To accommodate early anchor setting, it was recommended that the polished rod length be slightly longer than rotor length, and that the installed pony rods be equivalent to the length of the polished rod. The configuration maintains the ability to flush the well. The installation also accelerated development of a method to lock the rotor for installation and ensure that it is inserted fully into the stator.
In Mexico, a 2⅞-in. anchor was installed onshore in a deviated well and the I-PCP system operated for 92 days before failure because of a break in the stator tube unrelated to the anchor (Fig. 2). The lift system was installed successfully in a completion designed to mitigate gas production. Free-flow production was doubled with 2% water cut and no sand. Again, the rotor was partially inserted in the stator when running the anchor, and it was set prematurely high. On the basis of lessons learned, the multiple pony-rod string design allowed for removal of pony rods.
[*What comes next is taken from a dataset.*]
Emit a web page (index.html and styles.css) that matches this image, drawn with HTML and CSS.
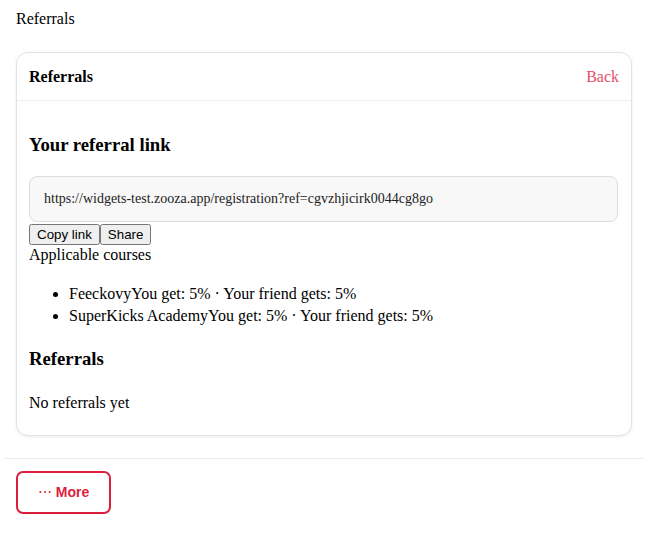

The four successful field trials to date have met technical and functional requirements. The space-out/anchor–setting issue experienced in two of the trials resulted in development of a rotor-lock mechanism. Reasons for anchor failure include improper installation, improper review of application, introduction into a wrong application, overtorque, and dirty tubing.
Discussion and Next Steps
Changes resulting from testing and field trials include revising the J-slot to confirm that the tool will “J over.” A patent-pending rotor-locking feature was added to the anchor to confirm that the rotor placement is known when the pump is spaced out (Fig. 3). Pump space-out procedures were developed to provide the option of a flushing operation.
The anchor currently in field trials is now considered a commercial product with a prior review needed to confirm its applicability. Future field trials include installations in India, where four applications introduce the new rotor-lock system, and in Australia. Future development plans include an I-PCP-anchor model for 4½-in. tubing.